Digitale Existenzgründung ist ein Thema für Schüler
Auch mit versteckteren Themen wie Datenschutz und Hasskommentaren müssen sich die Schüler auseinandersetzen. „Ich wusste gar nicht, dass man so schnell gehackt werden kann“, erzählt Ronja Kusch (17) nach einer Veranstaltung mit Chris Wojzechowski vom Institut für Internet-Sicherheit. „Ich werde mich jetzt wahrscheinlich anders im Netz bewegen.“
Schulleiter Volker Gößling ist der Workshop zur Existenzgründung ein wichtiges Anliegen: „Was die Schüler hier lernen, können sie sicher in Verbindung mit unseren Schülerfirmen bringen.“ Ein digitales Start-up würde er sich für das Pestalozzi-Gymnasium wünschen.

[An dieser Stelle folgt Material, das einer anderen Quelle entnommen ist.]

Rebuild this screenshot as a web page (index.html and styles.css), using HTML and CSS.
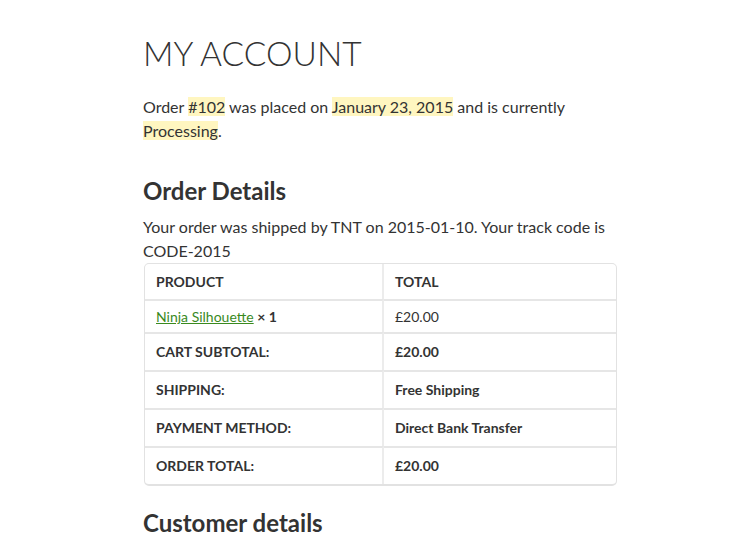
FILE: index.html
```html
<!DOCTYPE html>
<html>
<head>
<meta charset="utf-8">
<link rel="stylesheet" href="styles.css">
</head>
<body>
<main class="content">
  <h1 class="page-title">My Account</h1>
  <p class="order-info">Order <mark>#102</mark> was placed on <mark>January 23, 2015</mark> and is currently <mark>Processing</mark>.</p>
  <h2 class="section-title">Order Details</h2>
  <p class="ship-info">Your order was shipped by TNT on 2015-01-10. Your track code is CODE-2015</p>
  <table class="shop-table">
    <thead>
      <tr><th>Product</th><th>Total</th></tr>
    </thead>
    <tbody>
      <tr><td><a href="#">Ninja Silhouette</a> <strong>× 1</strong></td><td>£20.00</td></tr>
    </tbody>
    <tfoot>
      <tr><th>Cart Subtotal:</th><td>£20.00</td></tr>
      <tr><th>Shipping:</th><td>Free Shipping</td></tr>
      <tr><th>Payment Method:</th><td>Direct Bank Transfer</td></tr>
      <tr><th>Order Total:</th><td>£20.00</td></tr>
    </tfoot>
  </table>
  <h2 class="section-title customer">Customer details</h2>
</main>
</body>
</html>
```
FILE: styles.css
```css
html, body {
  margin: 0;
  padding: 0;
  background: #fff;
}
body {
  font-family: Lato, "Open Sans", sans-serif;
  color: #333;
  font-size: 16px;
  line-height: 24px;
}
.content {
  width: 472px;
  margin: 0 0 0 144px;
  padding-top: 33px;
}
.page-title {
  font-weight: 300;
  font-size: 33.5px;
  line-height: 40px;
  text-transform: uppercase;
  margin: 0 0 22px -1px;
  color: #333;
}
.order-info {
  margin: 0 0 0 -1px;
}
mark {
  background: #fff6c0;
  color: #333;
}
.section-title {
  font-size: 24px;
  line-height: 32px;
  font-weight: 700;
  margin: 32px 0 8px -1px;
}
.ship-info {
  margin: 0 0 0 -1px;
}
.shop-table {
  width: 473px;
  border-collapse: separate;
  border-spacing: 0;
  border: 1px solid #e2e2e2;
  border-bottom-width: 2px;
  border-radius: 5px;
  font-size: 14px;
  line-height: 21px;
  margin-top: 0;
}
.shop-table th, .shop-table td {
  text-align: left;
  padding: 7px 12px 6px 11px;
  border-top: 2px solid #e6e6e6;
  font-weight: 700;
  vertical-align: middle;
}
.shop-table th:first-child, .shop-table td:first-child {
  width: 214px;
  border-right: 2px solid #ececec;
}
.shop-table thead th {
  border-top: 0;
  padding-top: 7px;
  padding-bottom: 7px;
  text-transform: uppercase;
}
.shop-table tbody td {
  font-weight: 400;
  padding-top: 5px;
  padding-bottom: 5px;
}
.shop-table tfoot th, .shop-table tfoot td {
  padding-top: 7px;
  padding-bottom: 8px;
}
.shop-table tfoot th {
  text-transform: uppercase;
}
.shop-table a {
  color: #3a8a1e;
  text-decoration: underline;
}
.shop-table strong {
  font-weight: 700;
}
.customer {
  margin-top: 21px;
}
```
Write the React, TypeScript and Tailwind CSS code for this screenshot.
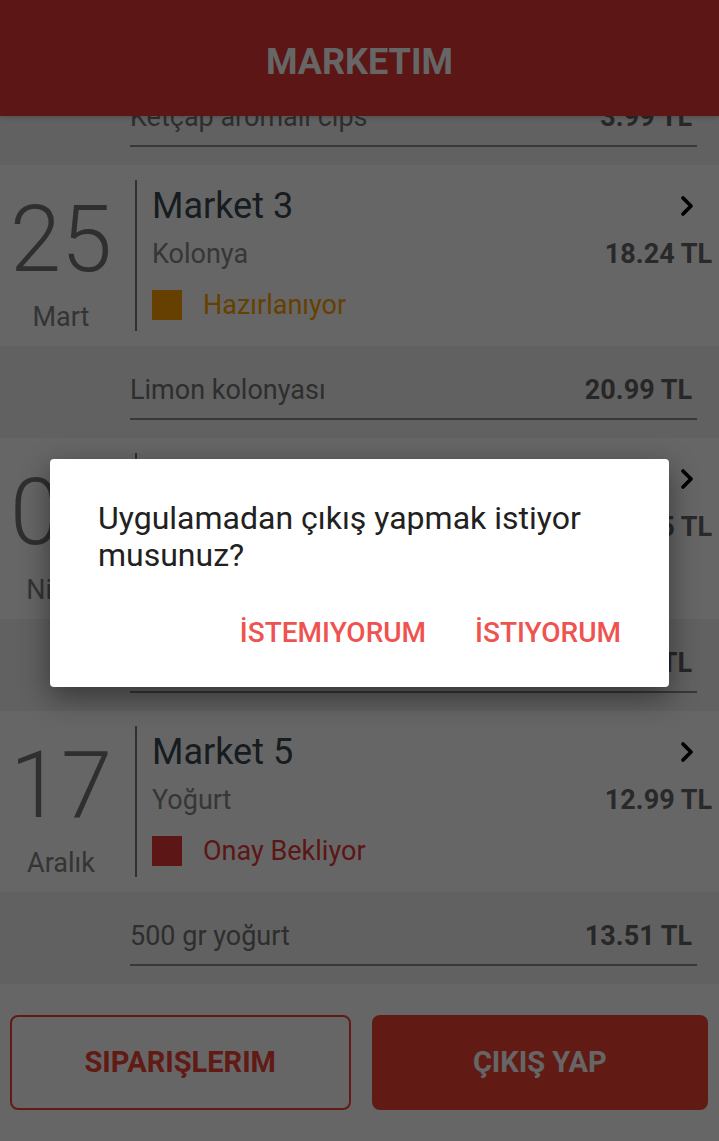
import { ChevronRight } from "lucide-react";

type Order = {
  day: string;
  month: string;
  market: string;
  product: string;
  price: string;
  status: string;
  statusColor: "amber" | "red" | "green";
  item: string;
  itemPrice: string;
};

const orders: Order[] = [
  {
    day: "25",
    month: "Mart",
    market: "Market 3",
    product: "Kolonya",
    price: "18.24 TL",
    status: "Hazırlanıyor",
    statusColor: "amber",
    item: "Limon kolonyası",
    itemPrice: "20.99 TL",
  },
  {
    day: "04",
    month: "Nisan",
    market: "Market 4",
    product: "Şampuan",
    price: "24.75 TL",
    status: "Teslim Edildi",
    statusColor: "green",
    item: "Bakım şampuanı",
    itemPrice: "19.90 TL",
  },
  {
    day: "17",
    month: "Aralık",
    market: "Market 5",
    product: "Yoğurt",
    price: "12.99 TL",
    status: "Onay Bekliyor",
    statusColor: "red",
    item: "500 gr yoğurt",
    itemPrice: "13.51 TL",
  },
];

const statusStyles = {
  amber: { box: "bg-[#ffa000]", text: "text-[#ffa000]" },
  red: { box: "bg-[#e53935]", text: "text-[#e53935]" },
  green: { box: "bg-[#43a047]", text: "text-[#43a047]" },
};

function ItemRow({ name, price }: { name: string; price: string }) {
  return (
    <div className="h-[92px] shrink-0 bg-[#f2f2f2] pt-[28px]">
      <div className="ml-[130px] mr-[22px] flex h-[46px] items-start justify-between border-b-2 border-[#8c8c8c] pr-[5px]">
        <span className="text-[27px] leading-[32px] text-[#737373]">{name}</span>
        <span className="text-[27px] font-bold leading-[32px] text-[#636363]">{price}</span>
      </div>
    </div>
  );
}

function OrderCard({ order }: { order: Order }) {
  const s = statusStyles[order.statusColor];
  return (
    <div className="flex h-[181px] shrink-0 bg-white py-[15px]">
      {/* date */}
      <div className="flex w-[122px] flex-col items-center">
        <span className="mt-[14px] text-[92px] font-light leading-[92px] text-[#777777]">
          {order.day}
        </span>
        <span className="mt-[16px] text-[27px] leading-[30px] text-[#838383]">{order.month}</span>
      </div>
      <div className="ml-[13px] w-[2px] bg-[#7a7a7a]" />

      {/* details */}
      <div className="flex flex-1 flex-col pl-[15px] pr-[7px]">
        <div className="mt-[6px] flex items-center justify-between">
          <span className="text-[36px] leading-[40px] text-[#37474f]">{order.market}</span>
          <ChevronRight className="mr-[9px] h-[32px] w-[32px] text-black" strokeWidth={2.8} />
        </div>
        <div className="mt-[12px] flex items-center justify-between">
          <span className="text-[27px] leading-[32px] text-[#888888]">{order.product}</span>
          <span className="text-[27px] font-bold leading-[32px] text-[#676767]">{order.price}</span>
        </div>
        <div className="mt-[19px] flex items-center gap-[21px]">
          <span className={`h-[30px] w-[30px] ${s.box}`} />
          <span className={`text-[27px] leading-[32px] ${s.text}`}>{order.status}</span>
        </div>
      </div>
    </div>
  );
}

export default function App() {
  return (
    <div className="relative flex h-[1141px] w-[719px] flex-col overflow-hidden bg-white font-['Roboto',sans-serif]">
      {/* Header */}
      <header className="relative z-10 flex h-[116px] shrink-0 items-center justify-center bg-[#e53935] pt-[8px] shadow-[0_2px_4px_rgba(0,0,0,0.15)]">
        <h1 className="text-[36px] font-bold leading-[40px] text-white">MARKETIM</h1>
      </header>

      {/* Order list (scrolled) */}
      <main className="flex-1 overflow-hidden">
        <div className="-mt-[43px] flex flex-col">
          <ItemRow name="Ketçap aromalı cips" price="3.99 TL" />
          {orders.map((o) => (
            <div key={o.market} className="flex flex-col">
              <OrderCard order={o} />
              <ItemRow name={o.item} price={o.itemPrice} />
            </div>
          ))}
        </div>
      </main>

      {/* Bottom actions */}
      <footer className="flex h-[157px] shrink-0 gap-[21px] bg-white pb-[31px] pl-[10px] pr-[11px] pt-[31px]">
        <button className="flex flex-1 items-center justify-center rounded-[8px] border-2 border-[#f44336] text-[29px] font-bold text-[#f44336]">
          SIPARIŞLERIM
        </button>
        <button className="flex flex-1 items-center justify-center rounded-[8px] bg-[#f44336] text-[29px] font-bold text-white">
          ÇIKIŞ YAP
        </button>
      </footer>

      {/* Dim overlay + dialog */}
      <div className="absolute inset-0 z-20 flex items-center justify-center bg-black/60">
        <div className="mt-[4px] w-[619px] rounded-[4px] bg-white pb-[36px] pl-[48px] pr-[48px] pt-[41px] shadow-[0_10px_30px_rgba(0,0,0,0.45)]">
          <p className="text-[32px] leading-[37px] text-[#212121]">
            Uygulamadan çıkış yapmak istiyor musunuz?
          </p>
          <div className="mt-[40px] flex justify-end gap-[49px]">
            <button className="text-[28px] font-medium leading-[37px] text-[#ef5350]">İSTEMIYORUM</button>
            <button className="text-[28px] font-medium leading-[37px] text-[#ef5350]">İSTIYORUM</button>
          </div>
        </div>
      </div>
    </div>
  );
}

Im Instagram-Workshop lernen die Schüler indes noch mehr über Reichweite, Bildbearbeitung und die richtige Balance zwischen sozialen Medien und realer Welt. „Jedes Thema und Interesse kann man online umsetzen“, sagt Kursleiter und Instagrammer Michael Bednorz (23). „Man muss sich nur ein Limit setzen, damit es nicht zu viel wird.“
Die Schüler sammeln ihre Fotos später tatsächlich online unter dem Hashtag #SmartcampAmPG. Auch das Foto von Isabella ist dabei - mit vielen weiteren Hashtags.